Records with interface code
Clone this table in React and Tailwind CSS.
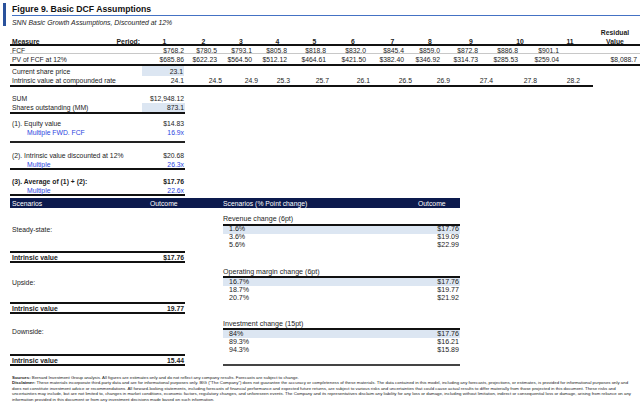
import React from 'react';

const FONT = { fontFamily: '"Liberation Sans", Arial, sans-serif' };

const headerCols = "grid grid-cols-[135px_39px_39px_36px_37px_37px_40px_39px_36px_46px_52px_48px_42px_4px]";
const valueCols = "grid grid-cols-[135px_39px_33px_35px_35px_39px_40px_38px_36px_38px_40px_41px_81px]";
const rateCols = "grid grid-cols-[135px_39px_38px_36px_32px_39px_41px_42px_38px_43px_44px_43px_13px]";

const periods = ["1", "2", "3", "4", "5", "6", "7", "8", "9", "10", "11"];
const fcf = ["$768.2", "$780.5", "$793.1", "$805.8", "$818.8", "$832.0", "$845.4", "$859.0", "$872.8", "$886.8", "$901.1", ""];
const pv = ["$685.86", "$622.23", "$564.50", "$512.12", "$464.61", "$421.50", "$382.40", "$346.92", "$314.73", "$285.53", "$259.04", "$8,088.7"];
const rates = ["24.1", "24.5", "24.9", "25.3", "25.7", "26.1", "26.5", "26.9", "27.4", "27.8", "28.2"];

const scenarios = [
    { label: "Revenue change (6pt)", rows: [["1.6%", "$17.76"], ["3.6%", "$19.09"], ["5.6%", "$22.99"]], rowH: "h-[8px]", mt: "mt-[7.5px]" },
    { label: "Operating margin change (6pt)", rows: [["16.7%", "$17.76"], ["18.7%", "$19.77"], ["20.7%", "$21.92"]], rowH: "h-[8px]", mt: "mt-[18.5px]" },
    { label: "Investment change (15pt)", rows: [["84%", "$17.76"], ["89.3%", "$16.21"], ["94.3%", "$15.89"]], rowH: "h-[8.3px]", mt: "mt-[18px]" },
];

const IntrinsicRow = ({ value }) => (
    <div className="flex h-[12px] items-center justify-between border-y-2 border-[#111] pl-[2px] pr-[1px] font-bold">
        <span>Intrinsic value</span>
        <span>{value}</span>
    </div>
);

const ScenarioGroup = ({ group }) => (
    <div className={group.mt}>
        <div className="flex h-[10px] items-center border-b-2 border-[#111] pb-[1px] leading-[8px]">{group.label}</div>
        {group.rows.map(([pct, val], i) => (
            <div
                key={pct}
                className={`${group.rowH} flex items-center justify-between pl-[6px] pr-[1px] ${i === 0 ? 'bg-[#dce6f2]' : ''}`}
            >
                <span>{pct}</span>
                <span>{val}</span>
            </div>
        ))}
    </div>
);

const App = () => {
    return (
        <div className="w-[640px] h-[404px] overflow-hidden bg-white text-[#1c1c1c]" style={FONT}>
            {/* Header */}
            <div className="flex h-[28px] pt-[3px]">
                <div className="ml-[3px] h-[23px] w-[3px] bg-[#2a529c]" />
                <div className="ml-[6px] flex-1">
                    <div className="h-[13px] border-b-[1.5px] border-[#4472c4] pt-[2px] text-[8.7px] font-bold leading-[9px] text-[#111]">
                        Figure 9. Basic DCF Assumptions
                    </div>
                    <div className="mt-[3px] text-[6.9px] italic leading-[8px]">
                        SNN Basic Growth Assumptions, Discounted at 12%
                    </div>
                </div>
            </div>

            <div className="pl-[10px] text-[6.8px] leading-[9px]">
                {/* Projection table */}
                <div className={`${headerCols} h-[18px] border-b-2 border-[#111] pb-[1px] font-bold items-end`}>
                    <div className="flex justify-between pl-[2px] pr-[5px]">
                        <span>Measure</span>
                        <span>Period:</span>
                    </div>
                    {periods.map((p) => (
                        <div key={p} className="text-center">{p}</div>
                    ))}
                    <div className="text-center">Residual<br />Value</div>
                    <div />
                </div>
                <div className={`${valueCols} h-[8px] items-center border-b border-[#c8c8c8]`}>
                    <div className="pl-[2px]">FCF</div>
                    {fcf.map((v, i) => (
                        <div key={i} className="text-right">{v}</div>
                    ))}
                </div>
                <div className={`${valueCols} h-[12px] items-center border-b-2 border-[#111]`}>
                    <div className="pl-[2px]">PV of FCF at 12%</div>
                    {pv.map((v, i) => (
                        <div key={i} className={`text-right ${i === 11 ? 'pr-[3px]' : ''}`}>{v}</div>
                    ))}
                </div>
                <div className={`${valueCols} h-[10px] items-stretch`}>
                    <div className="flex items-center pl-[2px]">Current share price</div>
                    <div className="-ml-[3px] flex items-center justify-end bg-[#dce6f2] pr-[1px]">23.1</div>
                </div>
                <div className={`${rateCols} w-[583px] h-[11px] items-center border-b-2 border-[#111]`}>
                    <div className="pl-[2px]">Intrinsic value at compounded rate</div>
                    {rates.map((v, i) => (
                        <div key={i} className="text-right">{v}</div>
                    ))}
                    <div />
                </div>

                {/* Valuation summary */}
                <div className="mt-[7px] w-[175px]">
                    <div className="flex h-[9px] items-center justify-between pl-[2px] pr-[1px]">
                        <span>SUM</span>
                        <span>$12,948.12</span>
                    </div>
                    <div className="flex h-[11px] items-stretch border-b-2 border-[#111]">
                        <div className="flex flex-1 items-center pl-[2px]">Shares outstanding (MM)</div>
                        <div className="flex w-[43px] items-center justify-end bg-[#dce6f2] pr-[1px]">873.1</div>
                    </div>

                    <div className="border-b-2 border-[#222] pb-[4px] pt-[5px]">
                        <div className="flex h-[9px] items-center justify-between pl-[2px] pr-[1px]">
                            <span>(1). Equity value</span>
                            <span>$14.83</span>
                        </div>
                        <div className="flex h-[9px] items-center justify-between pl-[17px] pr-[1px] text-[#2b45e0]">
                            <span>Multiple FWD. FCF</span>
                            <span>16.9x</span>
                        </div>
                    </div>

                    <div className="border-b-2 border-[#111] pt-[8px]">
                        <div className="flex h-[9px] items-center justify-between pl-[2px] pr-[1px]">
                            <span>(2). Intrinsic value discounted at 12%</span>
                            <span>$20.68</span>
                        </div>
                        <div className="flex h-[8px] items-center justify-between pl-[17px] pr-[1px] text-[#2b45e0]">
                            <span>Multiple</span>
                            <span>26.3x</span>
                        </div>
                    </div>

                    <div className="border-b-2 border-[#111] pt-[7px]">
                        <div className="flex h-[9px] items-center justify-between pl-[2px] pr-[1px] font-bold">
                            <span>(3). Average of (1) + (2):</span>
                            <span>$17.76</span>
                        </div>
                        <div className="flex h-[8px] items-center justify-between pl-[17px] pr-[1px] text-[#2b45e0]">
                            <span>Multiple</span>
                            <span>22.6x</span>
                        </div>
                    </div>
                </div>

                {/* Scenarios */}
                <div className="mt-[2px] flex h-[10px] w-[450px] items-center bg-[#0c1a4d] text-white">
                    <span className="w-[140px] pl-[2px]">Scenarios</span>
                    <span className="w-[73px]">Outcome</span>
                    <span className="w-[195px]">Scenarios (% Point change)</span>
                    <span>Outcome</span>
                </div>

                <div className="flex w-[450px] gap-[38px]">
                    <div className="w-[175px]">
                        <div className="flex h-[43px] items-center pl-[2px]">Steady-state:</div>
                        <IntrinsicRow value="$17.76" />
                        <div className="flex h-[39px] items-center pl-[2px]">Upside:</div>
                        <IntrinsicRow value="19.77" />
                        <div className="h-[40px] pl-[2px] pt-[13px]">Downside:</div>
                        <IntrinsicRow value="15.44" />
                    </div>
                    <div className="flex-1 border-b-2 border-[#444] pb-[9px] text-[7.1px]">
                        {scenarios.map((g) => (
                            <ScenarioGroup key={g.label} group={g} />
                        ))}
                    </div>
                </div>
            </div>

            {/* Footer */}
            <div className="mt-[9px] pl-[12px] text-[4.35px] leading-[5.4px] whitespace-nowrap text-[#222]">
                <div>
                    <b>Sources:</b> Bernard Investment Group analysis. All figures are estimates only and do not reflect any company results. Forecasts are subject to change.
                </div>
                <div>
                    <b>Disclaimer:</b> These materials incorporate third-party data and are for informational purposes only. BIG ("The Company") does not guarantee the accuracy or completeness of these materials. The data contained in this model, including any forecasts, projections, or estimates, is provided for informational purposes only and
                </div>
                <div>
                    does not constitute investment advice or recommendations. All forward-looking statements, including forecasts of financial performance and expected future returns, are subject to various risks and uncertainties that could cause actual results to differ materially from those projected in this document. These risks and
                </div>
                <div>
                    uncertainties may include, but are not limited to, changes in market conditions, economic factors, regulatory changes, and unforeseen events. The Company and its representatives disclaim any liability for any loss or damage, including without limitation, indirect or consequential loss or damage, arising from reliance on any
                </div>
                <div>
                    information provided in this document or from any investment decisions made based on such information.
                </div>
            </div>
        </div>
    );
};

export default App;
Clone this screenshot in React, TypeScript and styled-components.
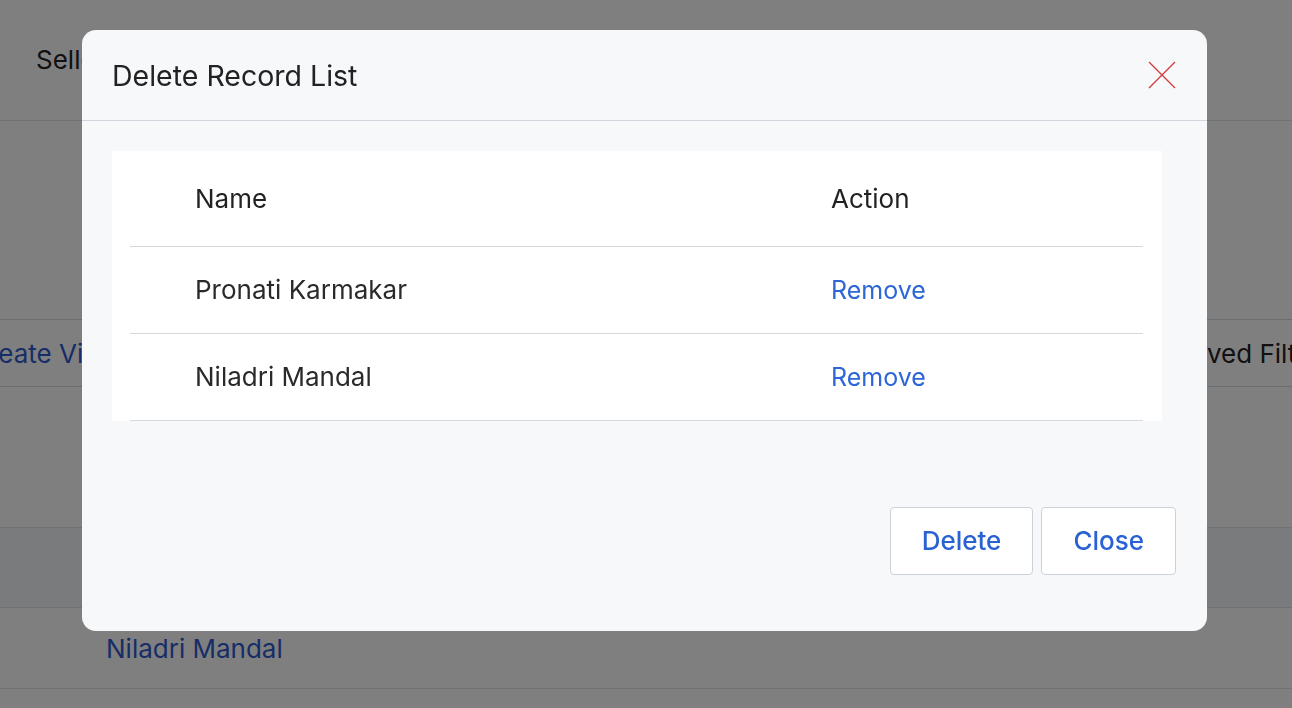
import React from "react";
import styled, { createGlobalStyle } from "styled-components";

const GlobalStyle = createGlobalStyle`
  html, body {
    margin: 0;
    padding: 0;
    overflow: hidden;
    background: #ffffff;
    font-family: Inter, "Noto Sans", "Liberation Sans", sans-serif;
    color: #222;
  }
  * {
    box-sizing: border-box;
  }
`;

const Page = styled.div`
  width: 1292px;
  height: 708px;
  overflow: hidden;
`;

const PageHeader = styled.div`
  height: 121px;
  padding: 44px 0 0 36px;
  border-bottom: 1px solid #dfe3e7;
  font-size: 26px;
`;

const Toolbar = styled.div`
  display: flex;
  justify-content: space-between;
  margin: 198px -54px 0 -55px;
`;

const ToolButton = styled.button<{ $link?: boolean }>`
  height: 68px;
  padding: 0 24px;
  background: #fff;
  border: 1px solid #d6dadf;
  border-radius: 4px;
  font-family: inherit;
  font-size: 26px;
  white-space: nowrap;
  color: ${(p) => (p.$link ? "#2f5bd0" : "#222")};
`;

const ListTable = styled.div`
  margin-top: 140px;
  border-top: 1px solid #dfe3e7;
`;

const ListHead = styled.div`
  height: 80px;
  background: #f4f7f9;
  border-bottom: 1px solid #dfe3e7;
`;

const ListRow = styled.div`
  height: 81px;
  display: flex;
  align-items: center;
  padding-left: 106px;
  border-bottom: 1px solid #dfe3e7;
  font-size: 26px;
  color: #2f5bd0;
`;

const Overlay = styled.div`
  position: fixed;
  inset: 0;
  background: rgba(0, 0, 0, 0.5);
  display: flex;
  align-items: flex-start;
  justify-content: flex-start;
  padding: 30px 0 0 82px;
`;

const Modal = styled.div`
  width: 1125px;
  background: #f7f8fa;
  border-radius: 14px;
  overflow: hidden;
`;

const ModalHeader = styled.div`
  height: 91px;
  display: flex;
  align-items: center;
  justify-content: space-between;
  padding: 0 31px 0 30px;
  border-bottom: 1px solid #cfd6de;
`;

const Title = styled.h2`
  margin: 0;
  font-size: 28.5px;
  font-weight: 400;
  color: #222;
`;

const CloseIcon = styled.button`
  width: 28px;
  height: 28px;
  padding: 0;
  border: none;
  background: transparent;
  display: flex;
  cursor: pointer;
`;

const ModalBody = styled.div`
  padding: 30px 45px 0 30px;
`;

const Card = styled.div`
  background: #fff;
  padding: 0 19px 0 18px;
`;

const Table = styled.table`
  width: 100%;
  border-collapse: collapse;
  font-size: 26px;
`;

const Th = styled.th<{ $w?: number }>`
  height: 95px;
  text-align: left;
  font-weight: 400;
  color: #222;
  padding: 0 0 0 ${(p) => (p.$w ? 65 : 0)}px;
  width: ${(p) => (p.$w ? `${p.$w}px` : "auto")};
  border-bottom: 1px solid #d5d9dd;
`;

const Td = styled.td<{ $first?: boolean }>`
  height: 87px;
  padding: 0 0 0 ${(p) => (p.$first ? 65 : 0)}px;
  color: #2a2a2a;
  border-bottom: 1px solid #d5d9dd;
`;

const LinkText = styled.a`
  font-size: 25px;
  color: #2d66d6;
  text-decoration: none;
  cursor: pointer;
`;

const Footer = styled.div`
  display: flex;
  justify-content: flex-end;
  gap: 8px;
  padding: 86px 31px 56px 30px;
`;

const ActionButton = styled.button`
  height: 68px;
  padding: 0 31px;
  background: #fff;
  border: 1px solid #cdd1d8;
  border-radius: 4px;
  font-family: inherit;
  font-size: 26px;
  font-weight: 500;
  color: #2a62d4;
  cursor: pointer;
`;

const records = ["Pronati Karmakar", "Niladri Mandal"];

export default function App() {
  return (
    <>
      <GlobalStyle />
      <Page>
        <PageHeader>Seller List</PageHeader>
        <Toolbar>
          <ToolButton $link>Create View</ToolButton>
          <ToolButton>Saved Filter</ToolButton>
        </Toolbar>
        <ListTable>
          <ListHead />
          <ListRow>Niladri Mandal</ListRow>
        </ListTable>
      </Page>
      <Overlay>
        <Modal>
          <ModalHeader>
            <Title>Delete Record List</Title>
            <CloseIcon aria-label="Close">
              <svg width="28" height="28" viewBox="0 0 28 28">
                <path d="M1 1 L27 27 M27 1 L1 27" stroke="#d0393b" strokeWidth="1.3" fill="none" />
              </svg>
            </CloseIcon>
          </ModalHeader>
          <ModalBody>
            <Card>
              <Table>
                <thead>
                  <tr>
                    <Th $w={701}>Name</Th>
                    <Th>Action</Th>
                  </tr>
                </thead>
                <tbody>
                  {records.map((r) => (
                    <tr key={r}>
                      <Td $first>{r}</Td>
                      <Td>
                        <LinkText>Remove</LinkText>
                      </Td>
                    </tr>
                  ))}
                </tbody>
              </Table>
            </Card>
          </ModalBody>
          <Footer>
            <ActionButton>Delete</ActionButton>
            <ActionButton>Close</ActionButton>
          </Footer>
        </Modal>
      </Overlay>
    </>
  );
}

Work required: Output a single number: how many lines contain the word "components".

Result below: 2